Common Pre-Training Mistakes Worth Avoiding
Training on a completely empty stomach after a long overnight fast can reduce output for many people, particularly in longer or higher intensity sessions, simply because glycogen availability is lower first thing in the morning. On the other end, eating a large, fat-heavy meal too close to training can leave someone feeling sluggish, since fat slows gastric emptying and digestion competes with the blood flow demands of exercise.
Individual Tolerance Varies More Than Generic Advice Suggests
How close to training someone can eat, and how much, depends heavily on individual digestion. Some people train well on a snack twenty minutes beforehand. Others need a one to two hour gap to avoid discomfort. Generic timing rules tend to ignore this variation. The more useful approach is testing a consistent pre-training routine over several sessions and adjusting based on how training actually feels, rather than following a fixed protocol borrowed from someone else's routine.

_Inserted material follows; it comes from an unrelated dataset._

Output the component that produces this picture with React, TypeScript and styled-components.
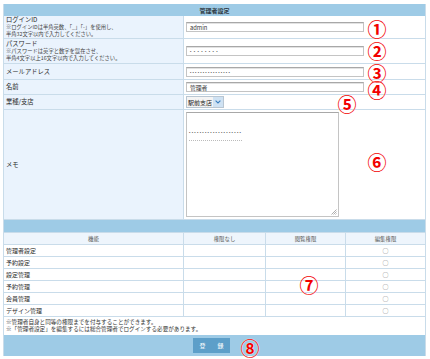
import React from 'react';
import styled, { createGlobalStyle } from 'styled-components';

const GlobalStyle = createGlobalStyle`
  html, body { margin: 0; padding: 0; background: #fff; }
  body {
    font-family: "Noto Sans CJK JP", "Noto Sans", sans-serif;
    color: #333;
  }
  * { box-sizing: border-box; }
`;

const BLUE = '#9ecbe6';
const LINE = '#c9dcea';
const LABEL_BG = '#eaf3fd';

const Page = styled.div`
  position: relative;
  width: 430px;
  height: 359px;
  padding: 4px 4px 0 3px;
`;

const Panel = styled.div`
  width: 423px;
  border-left: 1px solid ${LINE};
  border-right: 1px solid ${LINE};
  display: flex;
  flex-direction: column;
`;

const TitleBar = styled.div`
  height: 12px;
  background: ${BLUE};
  display: flex;
  align-items: center;
  justify-content: center;
  font-size: 6px;
  font-weight: bold;
  color: #2f3a44;
`;

const FormRow = styled.div<{ $h: number }>`
  display: grid;
  grid-template-columns: 180px 1fr;
  height: ${(p) => p.$h}px;
  border-bottom: 1px solid ${LINE};
`;

const Label = styled.div`
  background: ${LABEL_BG};
  border-right: 1px solid ${LINE};
  padding: 0 2px;
  display: flex;
  flex-direction: column;
  justify-content: center;
`;

const LabelTitle = styled.div`
  font-size: 6.3px;
  line-height: 8px;
  color: #2b2b2b;
`;

const LabelNote = styled.div`
  font-size: 5.3px;
  line-height: 7px;
  color: #444;
  white-space: nowrap;
`;

const Value = styled.div`
  display: flex;
  align-items: center;
  padding-left: 2px;
`;

const TextInput = styled.div<{ $w: number }>`
  width: ${(p) => p.$w}px;
  height: 10px;
  border: 1px solid #c4c4c4;
  border-top-color: #a8a8a8;
  box-shadow: inset 0 1px 0 #e2e2e2;
  background: #fff;
  display: flex;
  align-items: center;
  padding-left: 3px;
  font-size: 5.8px;
  color: #333;
`;

const Dots = styled.span<{ $gap: number }>`
  font-size: 4px;
  letter-spacing: ${(p) => p.$gap}px;
  color: #555;
  line-height: 1;
  white-space: nowrap;
`;

const SelectBox = styled.div`
  height: 12px;
  display: flex;
  align-items: stretch;
  border: 1px solid #b9c6d2;
  background: #f4f4f4;
  font-size: 6px;
  color: #222;
`;

const SelectText = styled.div`
  display: flex;
  align-items: center;
  padding: 0 1px;
`;

const SelectArrow = styled.div`
  width: 10px;
  background: #cfe2f3;
  display: flex;
  align-items: center;
  justify-content: center;
`;

const TextArea = styled.div`
  position: relative;
  width: 153px;
  height: 105px;
  border: 1px solid #c4c4c4;
  border-top-color: #a8a8a8;
  background: #fff;
  padding: 2px 2px;
  align-self: flex-start;
  margin-top: 2px;
`;

const MemoLine = styled.div`
  display: inline-block;
  white-space: nowrap;
  border-bottom: 1px dotted #bbb;
  padding-bottom: 1px;
`;

const Grip = styled.svg`
  position: absolute;
  right: 1px;
  bottom: 1px;
`;

const BlueBar = styled.div<{ $h: number }>`
  height: ${(p) => p.$h}px;
  background: ${BLUE};
  border-bottom: 1px solid ${LINE};
`;

const PermRow = styled.div<{ $head?: boolean }>`
  display: grid;
  grid-template-columns: 180px 82px 80px 1fr;
  height: 12px;
  border-bottom: 1px solid ${LINE};
  background: ${(p) => (p.$head ? '#eef5fc' : '#fff')};
`;

const PermCell = styled.div<{ $align?: 'left' | 'center'; $head?: boolean }>`
  display: flex;
  align-items: center;
  justify-content: ${(p) => (p.$align === 'left' ? 'flex-start' : 'center')};
  padding-left: ${(p) => (p.$align === 'left' ? '2px' : '0')};
  border-right: 1px solid ${LINE};
  font-size: ${(p) => (p.$head ? '5.4px' : '6px')};
  color: ${(p) => (p.$head ? '#555' : '#2b2b2b')};
  &:last-child { border-right: none; }
`;

const Circle = styled.span`
  font-size: 6px;
  color: #777;
`;

const Notes = styled.div`
  height: 18px;
  padding: 2px 2px 0;
  font-size: 5.6px;
  line-height: 7px;
  color: #333;
`;

const FooterBar = styled.div`
  height: 21px;
  background: ${BLUE};
  display: flex;
  align-items: center;
  padding-left: 189px;
`;

const SubmitButton = styled.button`
  width: 37px;
  height: 15px;
  border: none;
  background: #5d9fc9;
  color: #fff;
  font-family: inherit;
  font-size: 6px;
  letter-spacing: 3px;
  padding: 0 0 0 3px;
  display: flex;
  align-items: center;
  justify-content: center;
`;

const Marker = styled.span<{ $x: number; $y: number }>`
  position: absolute;
  left: ${(p) => p.$x}px;
  top: ${(p) => p.$y}px;
  width: 20px;
  height: 20px;
  margin: -10px 0 0 -10px;
  display: flex;
  align-items: center;
  justify-content: center;
  font-family: "Noto Sans CJK JP", sans-serif;
  font-size: 19px;
  font-weight: 700;
  line-height: 1;
  color: #f20000;
  text-shadow: 0 0 1px #fff, 0 0 1px #fff;
`;

const functions = ['管理者設定', '予約設定', '設定管理', '予約管理', '会員管理', 'デザイン管理'];

const markers: { n: string; x: number; y: number }[] = [
  { n: '①', x: 377, y: 28 },
  { n: '②', x: 377, y: 50 },
  { n: '③', x: 377, y: 72 },
  { n: '④', x: 377, y: 89 },
  { n: '⑤', x: 347, y: 103 },
  { n: '⑥', x: 377, y: 161 },
  { n: '⑦', x: 309, y: 284 },
  { n: '⑧', x: 250, y: 347 },
];

export default function App() {
  return (
    <>
      <GlobalStyle />
      <Page>
        <Panel>
          <TitleBar>管理者設定</TitleBar>

          <FormRow $h={23}>
            <Label>
              <LabelTitle>ログインID</LabelTitle>
              <LabelNote>※ログインIDは半角英数、「_」「-」を使用し、</LabelNote>
              <LabelNote>半角32文字以内で入力してください。</LabelNote>
            </Label>
            <Value>
              <TextInput $w={178}>admin</TextInput>
            </Value>
          </FormRow>

          <FormRow $h={25}>
            <Label>
              <LabelTitle>パスワード</LabelTitle>
              <LabelNote>※パスワードは英字と数字を混在させ、</LabelNote>
              <LabelNote>半角4文字以上16文字以内で入力してください。</LabelNote>
            </Label>
            <Value>
              <TextInput $w={178}>
                <Dots $gap={2.4}>••••••••</Dots>
              </TextInput>
            </Value>
          </FormRow>

          <FormRow $h={16}>
            <Label>
              <LabelTitle>メールアドレス</LabelTitle>
            </Label>
            <Value>
              <TextInput $w={178}>
                <Dots $gap={1.2}>••••••••••••••••</Dots>
              </TextInput>
            </Value>
          </FormRow>

          <FormRow $h={15}>
            <Label>
              <LabelTitle>名前</LabelTitle>
            </Label>
            <Value>
              <TextInput $w={178}>管理者</TextInput>
            </Value>
          </FormRow>

          <FormRow $h={15}>
            <Label>
              <LabelTitle>業種/支店</LabelTitle>
            </Label>
            <Value>
              <SelectBox>
                <SelectText>駅前支店</SelectText>
                <SelectArrow>
                  <svg width="6" height="4" viewBox="0 0 6 4">
                    <path d="M0.6 0.6 L3 3 L5.4 0.6" fill="none" stroke="#3a7fc0" strokeWidth="1.1" />
                  </svg>
                </SelectArrow>
              </SelectBox>
            </Value>
          </FormRow>

          <FormRow $h={110}>
            <Label>
              <LabelTitle>メモ</LabelTitle>
            </Label>
            <Value>
              <TextArea>
                <MemoLine>
                  <Dots $gap={1.3}>••••••••••••••••••••</Dots>
                </MemoLine>
                <Grip width="6" height="6" viewBox="0 0 6 6">
                  <path d="M5.5 0.5 L0.5 5.5 M5.5 2.5 L2.5 5.5 M5.5 4.5 L4.5 5.5" stroke="#999" strokeWidth="0.8" />
                </Grip>
              </TextArea>
            </Value>
          </FormRow>

          <BlueBar $h={13} />

          <PermRow $head>
            <PermCell $head>機能</PermCell>
            <PermCell $head>権限なし</PermCell>
            <PermCell $head>閲覧権限</PermCell>
            <PermCell $head>編集権限</PermCell>
          </PermRow>
          {functions.map((f) => (
            <PermRow key={f}>
              <PermCell $align="left">{f}</PermCell>
              <PermCell />
              <PermCell />
              <PermCell>
                <Circle>○</Circle>
              </PermCell>
            </PermRow>
          ))}

          <Notes>
            <div>※管理者自身と同等の権限までを付与することができます。</div>
            <div>※「管理者設定」を編集するには総合管理者でログインする必要があります。</div>
          </Notes>

          <FooterBar>
            <SubmitButton type="button">登　録</SubmitButton>
          </FooterBar>
        </Panel>

        {markers.map((m) => (
          <Marker key={m.n} $x={m.x} $y={m.y}>
            {m.n}
          </Marker>
        ))}
      </Page>
    </>
  );
}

Why Consistency Beats Precision
The research base on pre-training nutrition is reasonably consistent on the broad strokes: adequate carbohydrate availability, sensible hydration, and a tolerable amount of food beforehand. It is far less precise on exact grams, exact timing windows, and exact ratios, despite how confidently those numbers often get repeated. Building a simple, repeatable pre-training habit that fits an individual's schedule and digestion will outperform chasing an exact protocol that is difficult to sustain.